American Federation of State, County & Municipal Employees, Council 18, Locals 1461, 2260 & 2499 v. Board of County Commissioners

CHÁVEZ, Justice

(concurring in part, dissenting in part).

{36} I respectfully concur in part and dissent in part with the majority opinion. I agree with the majority opinion that the AFSCME complaint for declaratory judgment is not ripe because AFSCME did not file with the County Labor Board. Maj. op. ¶ 23. After all, if the County Labor Board does not find a prohibited practice under Bernalillo County, N.M., Ordinances Chapter 2, Article III, Section 2-210(a) (1975), AFSCME will not have to argue its case before the Bernalillo County Commission (Commission).1 However, if the County Labor Board finds that either the Commission or AFSCME are guilty of a prohibited practice, the County Labor Board “shall request that the county commission enter an order against the party guilty of the violation.” Bernalillo Cty.,N.M., Ordinances ch. 2, art. Ill, § 2-211(a) (1975). The majority holds that under such circumstances “AFSCME’s injury still would only actualize if the Commission reversed the Board’s findings.” Maj. op. ¶ 23. I cannot agree with this portion ofthe majority opinion. An actual controversy regarding the significant due process concerns with the procedures in the LMRO would exist once the County Labor Board found a prohibited practice violation.

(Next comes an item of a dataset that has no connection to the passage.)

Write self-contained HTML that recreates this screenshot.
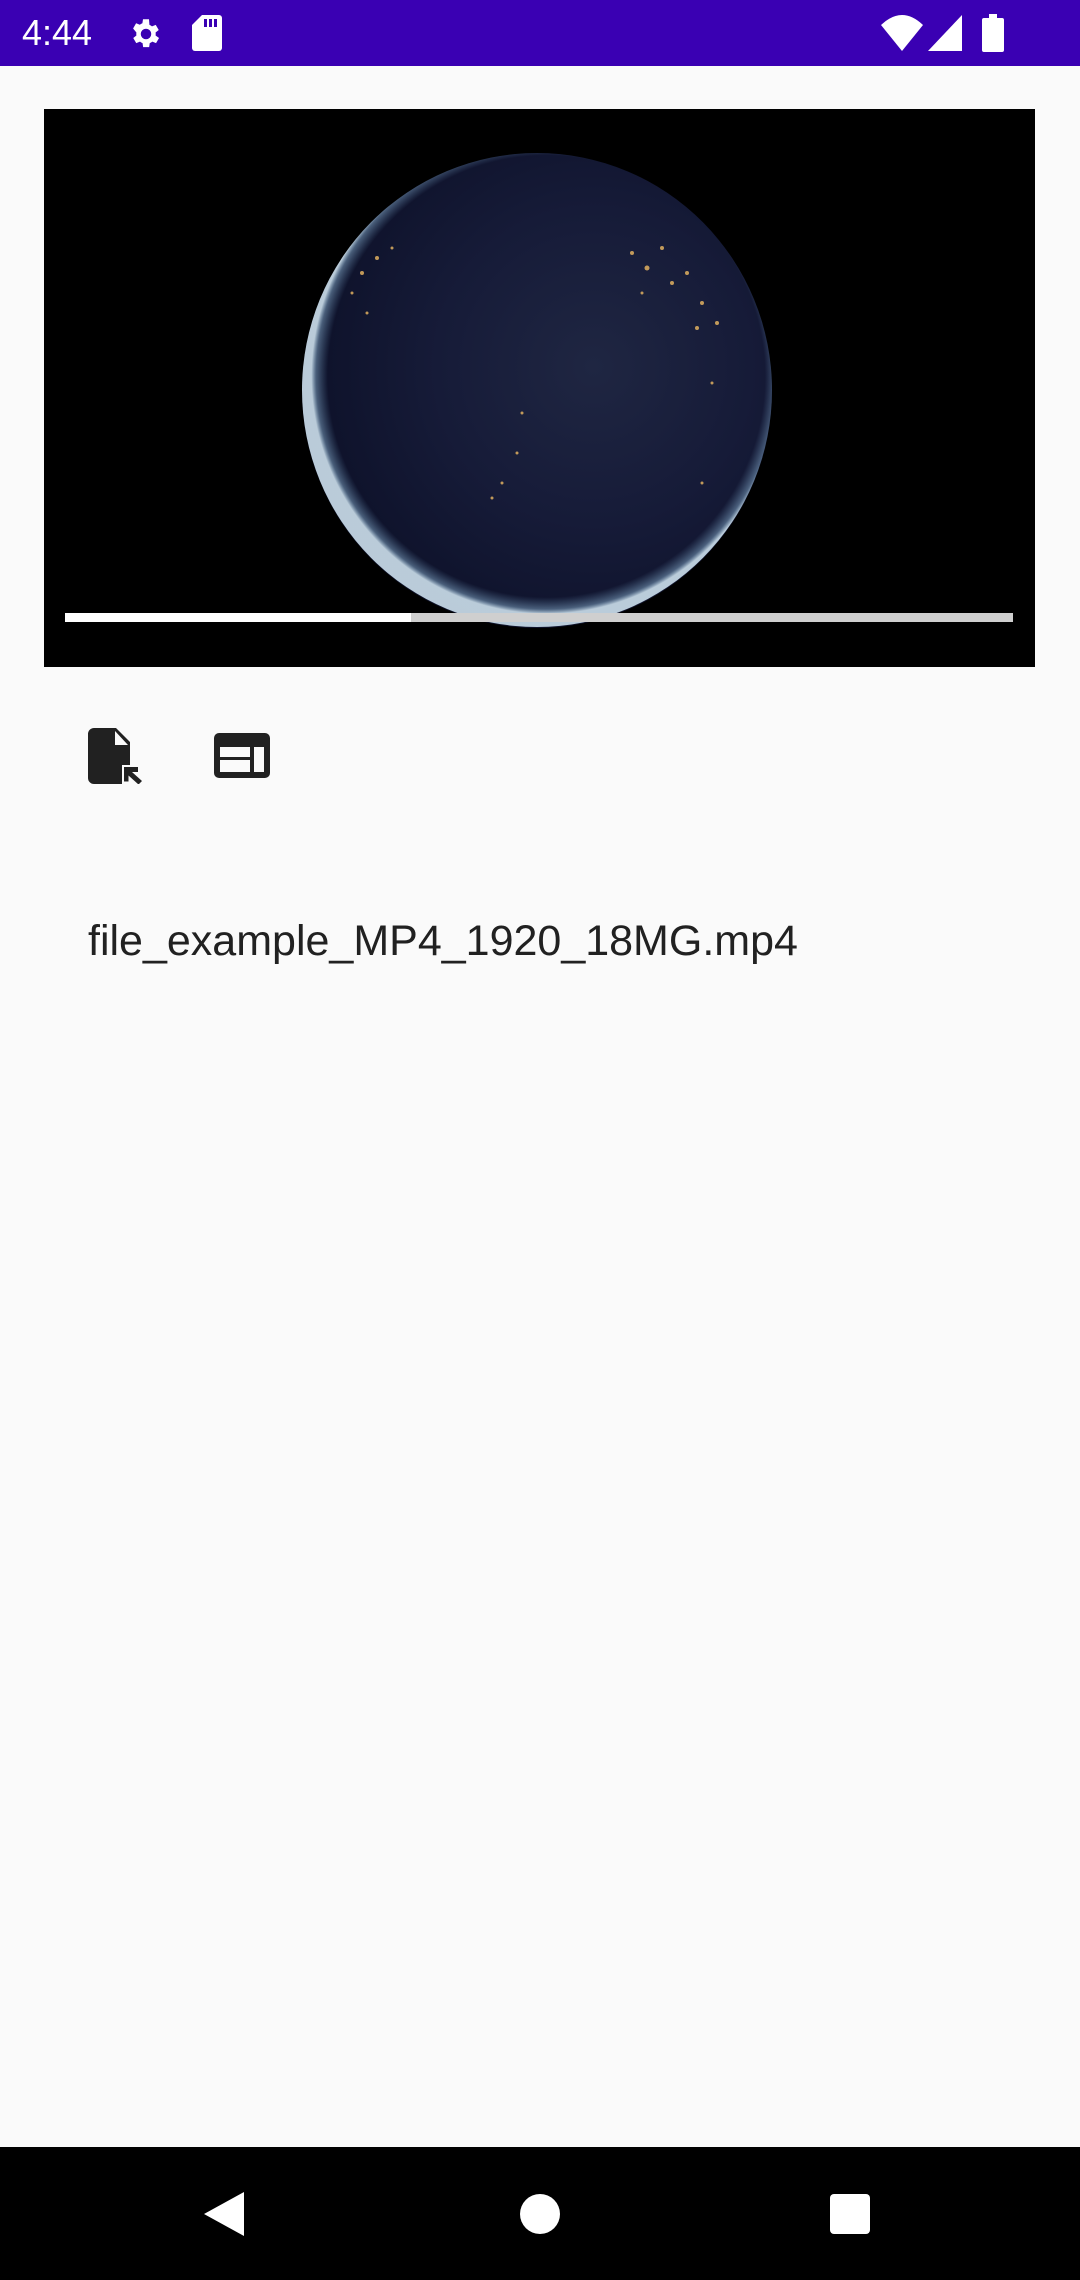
<!DOCTYPE html>
<html><head><meta charset="utf-8">
<style>
html,body{margin:0;padding:0;}
body{width:1080px;height:2280px;background:#fafafa;position:relative;overflow:hidden;font-family:"Liberation Sans",sans-serif;}
.status{position:absolute;left:0;top:0;width:1080px;height:66px;background:#3a00b3;}
.time{position:absolute;left:22px;top:12px;color:#fff;font-size:36px;}
.video{position:absolute;left:44px;top:109px;width:991px;height:558px;background:#000;overflow:hidden;}
.globe{position:absolute;left:258px;top:44px;width:470px;height:475px;border-radius:50%;
background:radial-gradient(circle at 62% 45%,#1f2642 0%,#161b38 40%,#0d1129 75%,#0c1226 100%);}
.prog{position:absolute;left:21px;top:504px;width:948px;height:9px;background:#cfcfcf;}
.prog div{width:346px;height:9px;background:#fff;}
.fname{position:absolute;left:88px;top:917px;font-size:43px;color:#212121;}
.nav{position:absolute;left:0;top:2147px;width:1080px;height:133px;background:#000;}
</style></head><body>
<div class="status">
<div class="time">4:44</div>
<svg style="position:absolute;left:128px;top:16px" width="36" height="36" viewBox="0 0 24 24"><path fill="#fff" d="M19.4 13c.04-.3.06-.65.06-1s-.02-.7-.07-1l2.1-1.65-2-3.46-2.5 1a7.3 7.3 0 0 0-1.7-1L15 2.2h-4l-.4 2.65c-.6.25-1.2.6-1.7 1l-2.5-1-2 3.46L6.6 11c-.04.3-.07.66-.07 1s.03.7.07 1l-2.1 1.65 2 3.46 2.5-1c.52.4 1.08.74 1.7 1l.4 2.65h4l.4-2.65c.6-.25 1.17-.6 1.7-1l2.5 1 2-3.46zM13 15.5a3.5 3.5 0 1 1 0-7 3.5 3.5 0 0 1 0 7z" transform="translate(-1 0)"/></svg>
<svg style="position:absolute;left:192px;top:15px" width="30" height="36" viewBox="0 0 30 36"><path fill="#fff" d="M10 0h17a3 3 0 0 1 3 3v30a3 3 0 0 1-3 3H3a3 3 0 0 1-3-3V10z"/><rect x="12" y="4" width="3" height="8" fill="#3a00b3"/><rect x="17" y="4" width="3" height="8" fill="#3a00b3"/><rect x="22" y="4" width="3" height="8" fill="#3a00b3"/></svg>
<svg style="position:absolute;left:881px;top:15px" width="42" height="36" viewBox="0 0 42 36"><path fill="#fff" d="M0 10 Q21-10 42 10 L21 36z"/></svg>
<svg style="position:absolute;left:928px;top:15px" width="34" height="36" viewBox="0 0 34 36"><path fill="#fff" d="M34 0v36H0z"/></svg>
<svg style="position:absolute;left:982px;top:14px" width="22" height="38" viewBox="0 0 22 38"><path fill="#fff" d="M7 0h8v4h5a2 2 0 0 1 2 2v30a2 2 0 0 1-2 2H2a2 2 0 0 1-2-2V6a2 2 0 0 1 2-2h5z"/></svg>
</div>
<div class="video">
<div class="globe"></div>
<svg style="position:absolute;left:258px;top:44px" width="470" height="475">
<defs><radialGradient id="rim" cx="52%" cy="47%" r="50%"><stop offset="93%" stop-color="#6f9cc0" stop-opacity="0"/><stop offset="98%" stop-color="#8fb8d8" stop-opacity=".45"/><stop offset="100%" stop-color="#d8ecf8" stop-opacity=".85"/></radialGradient>
<clipPath id="c"><ellipse cx="235" cy="237" rx="235" ry="237"/></clipPath></defs>
<rect width="470" height="475" fill="url(#rim)" clip-path="url(#c)"/>
<g fill="#e0b060" opacity=".85">
<circle cx="60" cy="120" r="2"/><circle cx="75" cy="105" r="2"/><circle cx="50" cy="140" r="1.5"/><circle cx="90" cy="95" r="1.5"/><circle cx="65" cy="160" r="1.5"/>
<circle cx="330" cy="100" r="2"/><circle cx="345" cy="115" r="2.5"/><circle cx="360" cy="95" r="2"/><circle cx="370" cy="130" r="2"/><circle cx="385" cy="120" r="2"/><circle cx="400" cy="150" r="2"/><circle cx="340" cy="140" r="1.5"/><circle cx="415" cy="170" r="2"/><circle cx="395" cy="175" r="2"/>
<circle cx="220" cy="260" r="1.5"/><circle cx="215" cy="300" r="1.5"/><circle cx="200" cy="330" r="1.5"/><circle cx="190" cy="345" r="1.5"/>
<circle cx="410" cy="230" r="1.5"/><circle cx="400" cy="330" r="1.5"/>
</g></svg>
<div class="prog"><div></div></div>
</div>
<svg style="position:absolute;left:88px;top:728px" width="54" height="56" viewBox="0 0 54 56"><path fill="#212121" d="M6 0h22l14 14v23H34v19H6a6 6 0 0 1-6-6V6a6 6 0 0 1 6-6z"/><path fill="#fafafa" d="M27 3v14h13z"/><path fill="#212121" d="M36 39h14v5h-6l10 9-3.5 3.5-10-9v6h-4.5z"/></svg>
<svg style="position:absolute;left:214px;top:733px" width="56" height="45" viewBox="0 0 56 45"><path fill="#212121" d="M5 0h46a5 5 0 0 1 5 5v35a5 5 0 0 1-5 5H5a5 5 0 0 1-5-5V5a5 5 0 0 1 5-5z"/><rect x="6" y="14" width="30" height="10" fill="#fafafa"/><rect x="6" y="27" width="30" height="12" fill="#fafafa"/><rect x="40" y="14" width="10" height="25" fill="#fafafa"/></svg>
<div class="fname">file_example_MP4_1920_18MG.mp4</div>
<div class="nav">
<svg style="position:absolute;left:204px;top:45px" width="40" height="44" viewBox="0 0 40 44"><path fill="#fff" d="M40 0v44L0 22z"/></svg>
<div style="position:absolute;left:520px;top:47px;width:40px;height:40px;border-radius:50%;background:#fff"></div>
<div style="position:absolute;left:830px;top:47px;width:40px;height:40px;border-radius:4px;background:#fff"></div>
</div>
</body></html>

{37} The Commission is a party to the collective bargaining agreement. If the County Labor Board finds the Commission guilty of a prohibited practice, the Commission independently decides whether it was guilty of such a violation. If the County Labor Board finds AFSCME guilty of a prohibited practice violation, the Commission independently decides whether AFSCME was guilty of such a violation. When a party to a contract gets to decide whether either it or the other party breached the contract, this in and of itself raises significant due process concerns. The United States Supreme Court recognized long ago that

[a] fair trial in a fair tribunal is a basic requirement of due process. Fairness of course requires an absence of actual bias in the trial of cases. But our system of law has always endeavored to prevent even the probability of unfairness. T o this end no man can be a judge in his own case and no man is permitted to try cases where he has an interest in the outcome. That interest cannot be defined with precision.

In re Murchison, 349 U.S. 133, 136 (1955). How can a party to a contract who adjudicates whether either it or the other party breached the agreement not have an interest in the outcome? The Commission is the adjudicator in its own case.

{38} Especially in this case, where the Commission independently makes its decision-the Commission’s review is not tethered to any standards of review. The Commission gives the evidence the weight it chooses. The Commission does not give any deference to the County Labor Board. The Commission is not limited to deciding whether the County Labor Board was arbitrary. In addition, once the Commission makes its decision, it “may petition the appropriate district court to enforce its decision on the issue.” Bernalillo Cty., N.M., Ordinances ch. 2, art. Ill, § 2-211(a). The ordinance does not address any appeal rights that AFSCME might have.

{39} The ordinances under review are one-sided and is unlike any other Bernalillo County ordinances affecting employment relations. For example, a hearing officer is the final arbiter regarding employee discipline matters. See Bernalillo Cty., N.M., Ordinances ch. 2, art. Ill, § 2-99(a) (1998). The hearing officer’s decision is appealable to “district court pursuant to the provisions of the Uniform Arbitration Act, NMSA 1978 § 44-7-22 et. seq.” Section 2-99(i). Code of Conduct Review Board decisions are also appealed directly to the district court. Bernalillo Cty., N.M., Ordinances ch. 2, art. Ill, § 2-134 (2012) (“Any decision of the review board finding a violation of this code, with respect to an elected official, candidate or volunteer may be appealed to the Second Judicial District Court. Any decision regarding an employee shall be covered by the terms of the employment rules and regulations or collective bargaining agreement, as applicable.”).

{40} For the foregoing reasons, I concur in part and dissent in part.

EDWARD L. CHÁVEZ, Justice

I CONCUR:

PETRA JIMENEZ MAES, Justice

AFSCME should be able to appeal directly to district court under Rule 1-075 NMRA. See Mills v. N.M. Bd. of Psychologist Exam’rs, 1997-NMSC-028, ¶ 10, 123 N.M. 421, 941 P.2d 502.